Accordingly, in the light of the valid and subsisting judgments of the Supreme Court which has resolved this issue and more importantly, the judgment of the High Court referenced above, in which the Governor and the Edo State House of Assembly were named parties, the Governor has no right whatsoever to disobey these judgments by purporting to “handpick” “nominate” or “recommend” the persons he purports “appoint” as members of a “caretaker committee” or “liaison officers” in the 18 local government councils in the state.
More fundamentally, the governor’s move amounts to contempt and it is punishable accordingly. It is expected that the Attorney-General and Commissioner for Justice of the State will do the needful and advise the governor accordingly – this is because, it is the Attorney General that would be docked for contempt if the chips are down, in view of the governor’s immunity.

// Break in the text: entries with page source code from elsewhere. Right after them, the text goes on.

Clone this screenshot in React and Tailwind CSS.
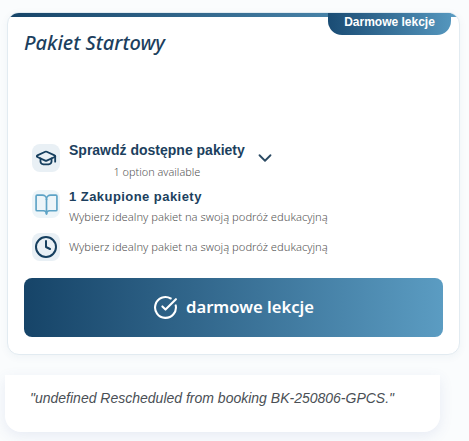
import React from "react";
import { GraduationCap, BookOpen, Clock, ChevronDown, CircleCheckBig } from "lucide-react";

const sans = "font-['Liberation_Sans',sans-serif]";
const noto = "font-['Noto_Sans',sans-serif]";

export default function App() {
  return (
    <div className="w-[469px] h-[441px] overflow-hidden bg-[#fafcfd] pt-3">
      <div className="relative ml-[7px] w-[453px] h-[343px] rounded-xl bg-white border border-[#e2ebf1] shadow-[0_2px_8px_rgba(30,80,120,0.05)] overflow-hidden flex flex-col">
        <div className="h-1 bg-gradient-to-r from-[#164468] to-[#5b9cc2]" />
        <div className={`absolute top-0 right-[8px] w-[123px] h-[22px] pb-[5px] rounded-b-[14px] rounded-t-none bg-gradient-to-r from-[#1a4c74] to-[#5496bd] text-white text-xs font-bold flex items-center justify-center ${sans}`}>
          Darmowe lekcje
        </div>
        <h2 className={`mt-[13px] ml-4 text-[20px] leading-[26px] italic font-medium text-[#1c3f5e] ${noto}`}>Pakiet Startowy</h2>
        <div className="mt-[85px] ml-6 flex flex-col">
          <div className="flex items-start h-[46px]">
            <div className="mt-[3px] w-7 h-7 rounded-lg bg-[#e9f0f5] flex items-center justify-center text-[#163f5f]">
              <GraduationCap size={22} strokeWidth={2} />
            </div>
            <div className="mt-[1px] ml-[9px] flex flex-col">
              <span className={`text-[14px] leading-[17px] font-bold text-[#1c3f5e] ${sans}`}>Sprawdź dostępne pakiety</span>
              <span className={`mt-[6px] text-center text-[10.9px] leading-[14px] font-light text-[#555] ${noto}`}>1 option available</span>
            </div>
            <ChevronDown size={22} className="ml-[9px] mt-[6px] text-[#2b4a63]" />
          </div>
          <div className="flex items-start h-[45px]">
            <div className="mt-[3px] w-7 h-7 rounded-lg bg-[#edf5f9] flex items-center justify-center text-[#5da3c6]">
              <BookOpen size={25} strokeWidth={1.6} />
            </div>
            <div className="mt-[1px] ml-[9px] flex flex-col">
              <span className={`text-[13px] leading-[17px] font-bold text-[#1c3f5e] tracking-[0.45px] ${sans}`}>1 Zakupione pakiety</span>
              <span className={`mt-[5px] text-[11.2px] leading-[14px] font-light text-[#555] ${noto}`}>Wybierz idealny pakiet na swoją podróż edukacyjną</span>
            </div>
          </div>
          <div className="flex items-center h-[30px]">
            <div className="w-7 h-7 rounded-lg bg-[#e9f0f5] flex items-center justify-center text-[#163f5f]">
              <Clock size={24} strokeWidth={2} />
            </div>
            <span className={`ml-[9px] text-[11.2px] leading-[14px] font-light text-[#555] ${noto}`}>Wybierz idealny pakiet na swoją podróż edukacyjną</span>
          </div>
        </div>
        <button className={`mt-[16px] mx-4 h-[59px] rounded-lg bg-gradient-to-r from-[#164468] to-[#5b9cc2] text-white flex items-center justify-center gap-2 text-[16.6px] font-semibold ${noto}`}>
          <CircleCheckBig size={25} strokeWidth={2} />
          darmowe lekcje
        </button>
      </div>
      <div className="mt-[20px] ml-[5px] w-[435px] h-[57px] rounded-b-2xl bg-white shadow-[0_4px_14px_rgba(70,90,170,0.10)] pt-[13px] pl-[25px]">
        <p className={`text-[14px] leading-5 italic text-[#4a4f55] ${sans}`}>"undefined Rescheduled from booking BK-250806-GPCS."</p>
      </div>
    </div>
  );
}
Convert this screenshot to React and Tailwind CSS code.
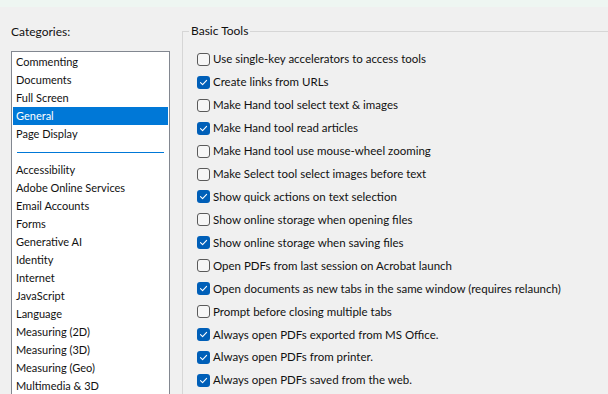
import React from 'react';

const categoriesTop = ['Commenting', 'Documents', 'Full Screen', 'General', 'Page Display'];
const categoriesRest = [
  'Accessibility', 'Adobe Online Services', 'Email Accounts', 'Forms', 'Generative AI',
  'Identity', 'Internet', 'JavaScript', 'Language', 'Measuring (2D)', 'Measuring (3D)',
  'Measuring (Geo)', 'Multimedia & 3D',
];

const options = [
  { lbl: 'Use single-key accelerators to access tools', on: false },
  { lbl: 'Create links from URLs', on: true },
  { lbl: 'Make Hand tool select text & images', on: false },
  { lbl: 'Make Hand tool read articles', on: true },
  { lbl: 'Make Hand tool use mouse-wheel zooming', on: false },
  { lbl: 'Make Select tool select images before text', on: false },
  { lbl: 'Show quick actions on text selection', on: true },
  { lbl: 'Show online storage when opening files', on: false },
  { lbl: 'Show online storage when saving files', on: true },
  { lbl: 'Open PDFs from last session on Acrobat launch', on: false },
  { lbl: 'Open documents as new tabs in the same window (requires relaunch)', on: true },
  { lbl: 'Prompt before closing multiple tabs', on: false },
  { lbl: 'Always open PDFs exported from MS Office.', on: true },
  { lbl: 'Always open PDFs from printer.', on: true },
  { lbl: 'Always open PDFs saved from the web.', on: true },
];

const Checkbox = ({ on }) =>
  on ? (
    <div className="w-[13px] h-[13px] rounded-[3px] bg-[#005fb8] flex items-center justify-center shrink-0">
      <svg width="9" height="9" viewBox="0 0 9 9" fill="none">
        <path d="M1.5 4.6 L3.6 6.6 L7.6 2.4" stroke="white" strokeWidth="1.1" strokeLinecap="round" strokeLinejoin="round" />
      </svg>
    </div>
  ) : (
    <div className="w-[13px] h-[13px] rounded-[3px] border border-[#5a5a5a] bg-[#f6f6f6] shrink-0" />
  );

const App = () => {
  return (
    <div className="w-[608px] h-[394px] overflow-hidden bg-[#f0f0f0] text-[#111] text-[12px] font-['Lato','Noto_Sans',sans-serif] flex flex-col">
      <div className="h-[7px] bg-[#eef6f2] shrink-0" />
      <div className="flex flex-1 min-h-0">
        <div className="w-[182px] shrink-0 flex flex-col pl-[11px] pt-[17px]">
          <div className="h-[16px] leading-[16px] mb-[11px]">Categories:</div>
          <div className="w-[159px] flex-1 bg-white border border-[#828790] border-b-0 px-px pt-px overflow-hidden text-[11px]">
            {categoriesTop.map((c) => (
              <div
                key={c}
                className={`h-[18px] leading-[18px] px-[3px] whitespace-nowrap ${c === 'General' ? 'bg-[#0078d7] text-white' : ''}`}
              >
                {c}
              </div>
            ))}
            <div className="h-[18px] flex items-center px-[4px]">
              <div className="h-px w-full bg-[#0078d7]" />
            </div>
            {categoriesRest.map((c) => (
              <div key={c} className="h-[18px] leading-[18px] px-[3px] whitespace-nowrap">{c}</div>
            ))}
          </div>
        </div>
        <div className="flex-1 pt-[24px] min-w-0">
          <div className="relative h-full border-l border-t border-[#d6d6d6]">
            <div className="absolute left-[6px] top-[-9px] px-[2px] bg-[#f0f0f0] leading-[16px]">Basic Tools</div>
            <div className="flex flex-col pt-[16px] pl-[14px] text-[11.5px]">
              {options.map((o, idx) => (
                <div key={idx} className="h-[22.93px] flex items-center gap-[3px] whitespace-nowrap">
                  <Checkbox on={o.on} />
                  <span className="leading-[16px]">{o.lbl}</span>
                </div>
              ))}
            </div>
          </div>
        </div>
      </div>
    </div>
  );
};

export default App;
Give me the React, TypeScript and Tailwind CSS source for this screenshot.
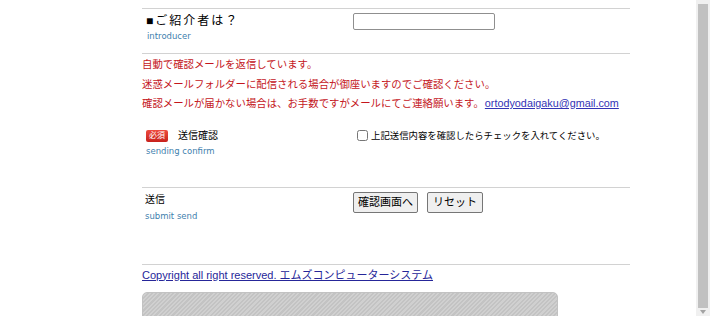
import React from 'react';

const jp = "font-['Liberation_Sans','Noto_Sans_CJK_JP',sans-serif]";
const sub = "font-['DejaVu_Sans',sans-serif] text-[8.5px] text-[#3f7fae] leading-none";

const Rule: React.FC = () => <div className="h-px w-full bg-[#d2d2d2]" />;

const App: React.FC = () => {
    return (
        <div className={`flex h-[316px] w-[710px] overflow-hidden bg-white text-black ${jp}`}>
            {/* ページ本体 */}
            <div className="flex-1 pt-[8px] pl-[142px]">
                <div className="w-[488px]">
                    <Rule />

                    {/* 紹介者 */}
                    <div className="flex h-[44px]">
                        <div className="w-[211px] pl-[4px] pt-[3px]">
                            <div className="text-[12px] leading-[18px] tracking-[2px]">■ご紹介者は？</div>
                            <div className={`${sub} mt-[2px] pl-[1px]`}>introducer</div>
                        </div>
                        <div className="pt-[4px]">
                            <input
                                type="text"
                                className="block h-[17px] w-[142px] rounded-[2px] border border-[#8f8f8f] bg-white"
                            />
                        </div>
                    </div>

                    <Rule />

                    {/* 注意書き */}
                    <div className="whitespace-nowrap pt-[1px] text-[10.4px] leading-[19.5px] text-[#c4161c]">
                        <p>自動で確認メールを返信しています。</p>
                        <p>迷惑メールフォルダーに配信される場合が御座いますのでご確認ください。</p>
                        <p>
                            確認メールが届かない場合は、お手数ですがメールにてご連絡願います。
                            <a href="#" className="ml-[1px] text-[10.8px] text-[#3333b5] underline">
                                ortodyodaigaku@gmail.com
                            </a>
                        </p>
                    </div>

                    {/* 送信確認 */}
                    <div className="mt-[15px] flex h-[58px]">
                        <div className="w-[211px] pl-[4px]">
                            <div className="flex items-center">
                                <span className="flex h-[12px] w-[22px] items-center justify-center rounded-[2px] bg-gradient-to-b from-[#ee4a3f] to-[#c7201b] text-[8px] leading-none text-white">
                                    必須
                                </span>
                                <span className="ml-[10px] text-[10px] leading-[14px]">送信確認</span>
                            </div>
                            <div className={`${sub} mt-[4px]`}>sending confirm</div>
                        </div>
                        <label className="flex h-[14px] items-center">
                            <input type="checkbox" className="m-0 ml-[4px] h-[11px] w-[11px]" />
                            <span className="ml-[3px] text-[9.4px] leading-none">
                                上記送信内容を確認したらチェックを入れてください。
                            </span>
                        </label>
                    </div>

                    <Rule />

                    {/* 送信 */}
                    <div className="flex h-[76px]">
                        <div className="w-[211px] pl-[3px] pt-[5px]">
                            <div className="text-[10px] leading-[14px]">送信</div>
                            <div className={`${sub} mt-[5px]`}>submit send</div>
                        </div>
                        <div className="flex gap-[9px] pt-[4px]">
                            <button className="h-[21px] rounded-[2px] border border-[#767676] bg-[#efefef] px-[4px] text-[11px] leading-none">
                                確認画面へ
                            </button>
                            <button className="h-[21px] rounded-[2px] border border-[#767676] bg-[#efefef] px-[5px] text-[11px] leading-none">
                                リセット
                            </button>
                        </div>
                    </div>

                    <Rule />

                    {/* フッター */}
                    <div className="pt-[3px] text-[11px] leading-[14px]">
                        <a href="#" className="text-[#262699] underline">
                            Copyright all right reserved. エムズコンピューターシステム
                        </a>
                    </div>
                    <div className="mt-[10px] h-[30px] w-[416px] rounded-[5px] border border-[#c2c2c2] bg-[repeating-linear-gradient(135deg,#c3c3c3_0px,#c3c3c3_1.5px,#d0d0d0_1.5px,#d0d0d0_3px)]" />
                </div>
            </div>

            {/* スクロールバー */}
            <div className="flex w-[14px] flex-col bg-[#f0f0f0] px-[2px]">
                <div className="mt-[4px] flex-1 bg-[#c1c1c1]" />
                <div className="flex h-[8px] items-center justify-center">
                    <svg width="6" height="4" viewBox="0 0 6 4">
                        <path d="M0 0 L6 0 L3 4 Z" fill="#a3a3a3" />
                    </svg>
                </div>
            </div>
        </div>
    );
};

export default App;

However, same cannot be said of the governor’s contraption called “Edo State House of Assembly”, if they lend themselves, as they have always done to the disobedience of these court judgments by accepting any names of such persons and purportedly “clearing” and “approving” them for “appointment” as they have purportedly done.
Let me state at this juncture that there’s a standard script at play – since assumption of office by Mr. Godwin Obaseki on November 12, 2016, the generic standard governance style has been defined by consistent push to suppress and undermine the principles and values of democratic government. He has continued to lend himself to the vainglorious surge of raw instincts and impulses, primarily driven by self-interest and self-preservation.
The dictatorial politics of the governor is sharply contradictory and incongruous with the rebooted new world order anchored on democratisation of almost all aspects of life. How else can any intelligent neutral analyst rationalise the embarrassment of running a democratic government without legitimate legislature? How can any citizen of Edo State have a feeling of freedom and liberty in a state where the judiciary has been weakened and manacled? How can citizens of the state be free in an environment where governor announced to the World that security operations have planned for a part of the capital city only to wake the following morning to see bulldozers destroying houses of an entire district under the protection of military tanks? The list of democratic aberrations committed by the governor is endless.